Personnage imaginé par Herman Melville dans une nouvelle parue en 1856, Bartleby semble aussi bien trouver sa place sur un plateau de théâtre. Dans cette création éponyme signée Katja Hunsinger et Rodolphe Dana, le jeune homme, par sa simple présence, remet en question le système établi dans une pièce de l’absurde comme on en voit peu.

Peter Avondo  - Critique Spectacle vivant / Journaliste culture
5 mn de lecture
© Agathe Poupeney

Sur le perron du théâtre, une enseignante accompagnant ses élèves les avertit : « Ce qu’on va voir, c’est de l’absurde ». Un mot que l’on a parfois tendance à utiliser à tort et à travers en définissant de multiples formes théâtrales. Mais cette fois-ci, le terme est juste. Avec Bartleby, c’est tout le constat d’un monde qui ne tourne pas rond, dans une forme qui ne cherche ni à expliquer ni à résoudre.

Pourtant, sur le plateau, peu de choses nous destinaient à cette échéance.

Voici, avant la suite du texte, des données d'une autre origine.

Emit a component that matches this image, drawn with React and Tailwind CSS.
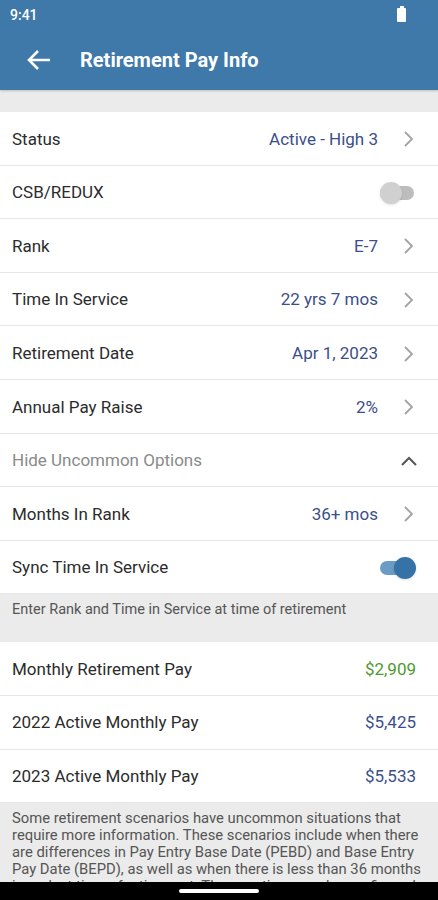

Quelques bureaux individuels sont disséminés çà et là, de multiples dossiers sont empilés sur un chariot roulant, une fontaine à eau trône à Cour et quelques plantes vertes viennent compléter ce décor qui ressemble à n’importe quel open space de n’importe quelle start up du monde moderne. Autant dire que lorsque, en préambule, l’un des personnages nous parle de l’histoire d’un copiste en pleine ère industrielle, on a un peu de mal à se projeter.

Mais c’est bien le jeune Bartleby imaginé au XIXe siècle qui apparaît, un peu maladroit, un peu absent, tout récemment employé dans cette entreprise qui semble ne compter parmi ses salariés que des plantes vertes… littéralement. Au-delà de l’amusante métaphore que cela implique sur le monde du travail, c’est déjà un premier pas fait vers le concept d’absurde au théâtre, qui se développe d’un bout à l’autre de la pièce.

« Il ne vit que de gâteaux au gingembre. »

Ce monde du travail, d’ailleurs, semble s’entremêler avec un certain naturel à l’absurde dans cette création. Des tâches accomplies avec rapidité, répétition et sans passion, des attentions prêtées aux détails les plus insignifiants, une mise en scène à première vue approximative dont les irrégularités cachent finalement un bordel organisé… Tous les ingrédients y sont, et portés qui plus est par un binôme de comédiens, dans l’héritage des grands auteurs de ce théâtre-là.


À mesure qu’avance la pièce, une crainte plane toutefois sur notre réflexion : pourvu qu’on ne nous explique pas, pourvu qu’on ne résolve pas cette parenthèse absurde qui se passe sous nos yeux. En d’autres termes, pourvu qu’on garde jusqu’à la fin l’esprit même de l’absurde des grandes heures… c’est chose faite !

Accompagnés d’une ambiance sonore qui appesantit peu à peu le potentiel humoristique – assez justement disséminé – de la pièce, les personnages font aussi écho à des figures emblématiques du théâtre. Elles apparaissent sous forme de spectres, de symboles ou de répliques, dans un ensemble au sein duquel chaque spectateur prend ses propres références.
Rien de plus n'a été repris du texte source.